フィルムをそのまま印画紙に密着させて原寸プリントしたコンタクトプリントは、畠山が見てシャッターを切ったカットがすべてプリントされています。セレクトされていない状態の写真群からは、何が見えるでしょうか。
https://tb2020.jp/project/rikuzen-takata-2011-2020/
A FUTURE FOR MEMORY /記憶のための未来
最後にご紹介するのは日本から遠く離れたカナダ、バンクーバーの美術館で2021年2月11日~9月5日に行われる予定の展示です。物質的な環境が劇的に変わってしまった時、記憶とどう向き合っていくのかをテーマに日本人アーティストたちの作品が展示されます。遠く離れた海外で、10年前の日本の記憶を思い出す…もしかしたらカナダの人にとっては初めて東日本大震災のことを知る人もいるかもしれないですね。残念ながらコロナ禍で日本からカナダまで行って展示を見ることは非常に難しいでしょうが、ぜひカナダの方にも日本の10年前の記憶を感じてもらえたら嬉しいです。

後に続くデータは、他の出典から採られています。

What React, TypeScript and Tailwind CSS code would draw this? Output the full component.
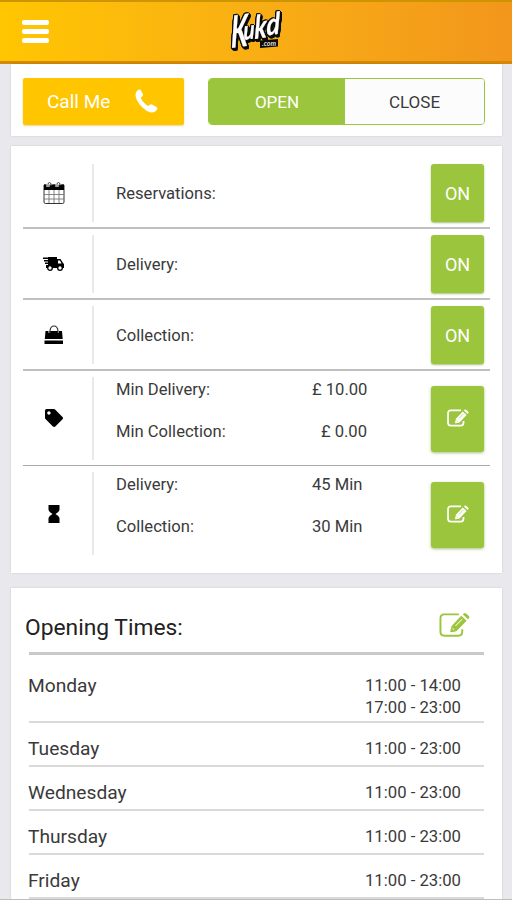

この震災は単に東北と呼ばれる地域だけの話ではなく、世界につながることだと提起している。「3.11」として知られるこの災害によって、自然と共生する生き方を人々は再考するようになった。また、震災の状況下であっても、人間にはモノを生み出し表現する欲求があり、また同様に自然にも生み出す力があることも改めて知った。
https://moa.ubc.ca/exhibition/a-future-for-memory/
災害時、アートに何ができるのか
東日本大震災から10年目の年ということで、もう一度災害や当時の記憶、復興、未来について深く考え直すきっかけになりそうなプロジェクトばかりですね。現在も新型コロナウイルス感染症が流行する中当たり前の日常が失われ、困難を強いられる生活がいつまで続くかわからない…という状態は10年前と似たものがあるような気がします。
今回紹介したプロジェクトのように、アートは過去の記憶を保存し、未来へ繋げる力があります。困難があるたびにアーティストたちは作品を作り続け、それを残すことで後世に受け継ぐ行為を繰り返しているようにも感じます。こんなにも皆が同じ困難を体験し、一緒に苦しむことは災害以外にそうないですよね。困難な状況だからこそ、これを忘れないためにも、未来の希望のためにも、アーティストの皆さんにはそれを形に残し続けて欲しいと強く思います。また、作品を作れない人でもアートプロジェクトに参加したりそれを鑑賞するだけでも被災地支援になっているので、ぜひリンクを踏んで積極的に行動に移して欲しいと思います。